##### Collected material

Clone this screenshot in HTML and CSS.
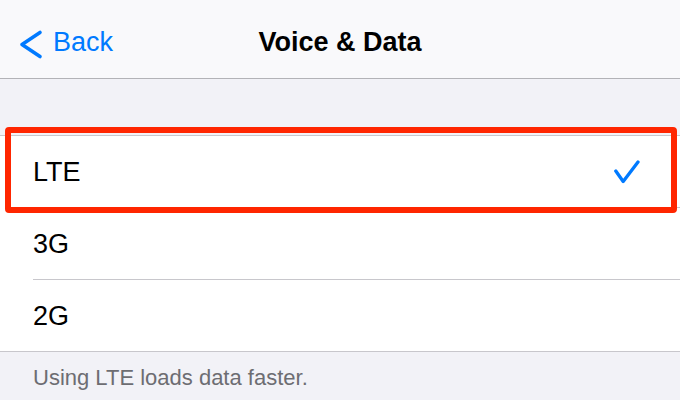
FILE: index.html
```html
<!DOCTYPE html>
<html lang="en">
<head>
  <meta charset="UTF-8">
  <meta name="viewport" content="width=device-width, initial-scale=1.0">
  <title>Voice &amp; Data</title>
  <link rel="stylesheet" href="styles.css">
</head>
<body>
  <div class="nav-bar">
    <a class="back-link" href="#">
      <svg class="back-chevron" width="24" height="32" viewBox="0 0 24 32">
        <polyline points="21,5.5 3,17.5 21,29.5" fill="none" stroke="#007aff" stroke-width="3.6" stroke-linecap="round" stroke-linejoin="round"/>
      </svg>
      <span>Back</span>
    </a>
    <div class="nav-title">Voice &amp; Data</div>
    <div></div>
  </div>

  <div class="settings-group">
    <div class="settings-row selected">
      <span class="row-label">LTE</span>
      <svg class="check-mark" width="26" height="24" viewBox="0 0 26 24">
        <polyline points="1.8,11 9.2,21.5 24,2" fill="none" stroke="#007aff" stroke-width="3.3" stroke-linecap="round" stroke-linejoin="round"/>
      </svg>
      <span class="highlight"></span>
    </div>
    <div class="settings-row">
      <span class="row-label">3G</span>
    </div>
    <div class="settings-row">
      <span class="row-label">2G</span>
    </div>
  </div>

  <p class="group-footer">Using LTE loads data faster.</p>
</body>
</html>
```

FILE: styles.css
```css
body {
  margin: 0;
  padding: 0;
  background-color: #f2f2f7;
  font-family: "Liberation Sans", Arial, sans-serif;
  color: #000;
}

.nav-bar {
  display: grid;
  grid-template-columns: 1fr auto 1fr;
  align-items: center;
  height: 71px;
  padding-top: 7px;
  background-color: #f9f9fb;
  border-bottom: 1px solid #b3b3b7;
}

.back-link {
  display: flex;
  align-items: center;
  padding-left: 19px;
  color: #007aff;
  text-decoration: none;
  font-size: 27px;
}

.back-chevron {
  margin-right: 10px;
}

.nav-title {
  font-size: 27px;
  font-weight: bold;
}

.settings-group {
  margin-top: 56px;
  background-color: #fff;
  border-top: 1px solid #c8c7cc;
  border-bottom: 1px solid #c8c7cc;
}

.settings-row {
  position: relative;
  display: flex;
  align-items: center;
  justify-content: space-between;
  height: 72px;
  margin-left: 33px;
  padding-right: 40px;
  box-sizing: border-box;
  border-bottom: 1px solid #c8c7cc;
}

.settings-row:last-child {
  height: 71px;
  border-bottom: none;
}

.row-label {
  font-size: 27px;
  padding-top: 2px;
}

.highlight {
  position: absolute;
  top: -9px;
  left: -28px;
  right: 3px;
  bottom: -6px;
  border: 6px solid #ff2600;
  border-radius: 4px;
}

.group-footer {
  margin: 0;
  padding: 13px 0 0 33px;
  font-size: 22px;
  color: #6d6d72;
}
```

##########

### [Your goal]
Repeat the material above in full and unchanged, minus its images.

### [Expected answer]
Clone this screenshot in HTML and CSS.
FILE: index.html
```html
<!DOCTYPE html>
<html lang="en">
<head>
  <meta charset="UTF-8">
  <meta name="viewport" content="width=device-width, initial-scale=1.0">
  <title>Voice &amp; Data</title>
  <link rel="stylesheet" href="styles.css">
</head>
<body>
  <div class="nav-bar">
    <a class="back-link" href="#">
      <svg class="back-chevron" width="24" height="32" viewBox="0 0 24 32">
        <polyline points="21,5.5 3,17.5 21,29.5" fill="none" stroke="#007aff" stroke-width="3.6" stroke-linecap="round" stroke-linejoin="round"/>
      </svg>
      <span>Back</span>
    </a>
    <div class="nav-title">Voice &amp; Data</div>
    <div></div>
  </div>

  <div class="settings-group">
    <div class="settings-row selected">
      <span class="row-label">LTE</span>
      <svg class="check-mark" width="26" height="24" viewBox="0 0 26 24">
        <polyline points="1.8,11 9.2,21.5 24,2" fill="none" stroke="#007aff" stroke-width="3.3" stroke-linecap="round" stroke-linejoin="round"/>
      </svg>
      <span class="highlight"></span>
    </div>
    <div class="settings-row">
      <span class="row-label">3G</span>
    </div>
    <div class="settings-row">
      <span class="row-label">2G</span>
    </div>
  </div>

  <p class="group-footer">Using LTE loads data faster.</p>
</body>
</html>
```

FILE: styles.css
```css
body {
  margin: 0;
  padding: 0;
  background-color: #f2f2f7;
  font-family: "Liberation Sans", Arial, sans-serif;
  color: #000;
}

.nav-bar {
  display: grid;
  grid-template-columns: 1fr auto 1fr;
  align-items: center;
  height: 71px;
  padding-top: 7px;
  background-color: #f9f9fb;
  border-bottom: 1px solid #b3b3b7;
}

.back-link {
  display: flex;
  align-items: center;
  padding-left: 19px;
  color: #007aff;
  text-decoration: none;
  font-size: 27px;
}

.back-chevron {
  margin-right: 10px;
}

.nav-title {
  font-size: 27px;
  font-weight: bold;
}

.settings-group {
  margin-top: 56px;
  background-color: #fff;
  border-top: 1px solid #c8c7cc;
  border-bottom: 1px solid #c8c7cc;
}

.settings-row {
  position: relative;
  display: flex;
  align-items: center;
  justify-content: space-between;
  height: 72px;
  margin-left: 33px;
  padding-right: 40px;
  box-sizing: border-box;
  border-bottom: 1px solid #c8c7cc;
}

.settings-row:last-child {
  height: 71px;
  border-bottom: none;
}

.row-label {
  font-size: 27px;
  padding-top: 2px;
}

.highlight {
  position: absolute;
  top: -9px;
  left: -28px;
  right: 3px;
  bottom: -6px;
  border: 6px solid #ff2600;
  border-radius: 4px;
}

.group-footer {
  margin: 0;
  padding: 13px 0 0 33px;
  font-size: 22px;
  color: #6d6d72;
}
```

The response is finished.